Let us remember that most people with interest only mortgages had their new SUV's, credit card debt and other wastes of money put into their loan. Now Hillary wants me to pay for someones home, new wardrobe and their escalade. Nice.

Mammoth said...

“Every year our kids rated near the bottom
compared to other developed nations in
science and math.”
--------------------
An acquaintance of mine married a Russian woman, who then came to the US and brought her 11-year-old son.

Three years after they arrived, on Christmas they gave him a junior electrician’s kit which you could build things (with simple circuits) with. While reading the instructions, he stumbled over a word that he didn’t know.
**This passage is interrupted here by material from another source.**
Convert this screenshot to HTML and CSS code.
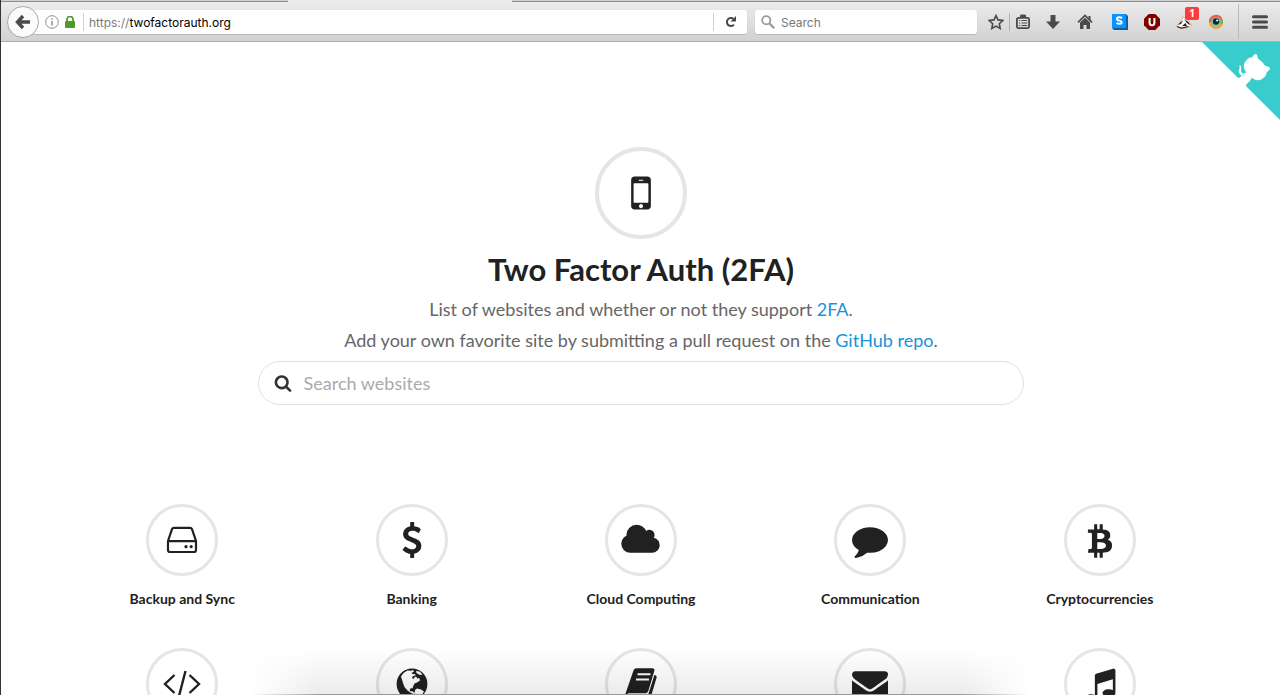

The word is intermittent.

When I translated this word into Russian, he knew it, as he had learned it in school by the time he was 8, but after THREE YEARS in an American public school he had not even been taught the concept!

Yes – our education system SUCKS when it comes to science.

On the other hand, it is making lots of progress in teaching kids diversity.
-Mammoth

Anonymous said...

Realtors are still saying seattle/bellevue is speciallll

Anonymous said...

Sure they do a job, they will jump to the next congame sponsored by GOP and its gazillion bubbles and phony terror threats.

Anonymous said...

"An acquaintance of mine married a Russian woman, who then came to the US and brought her 11-year-old son.
"

She loves him.

*turn sarcasm off*

Anonymous said...

They're saying the same about Portland even as For Sale signs gather moss and have "price Reduced' stickers all over them.

It's funny, really, to watch arrogance overtake rationality. Like Portland and Seattle are going to defy economic reality.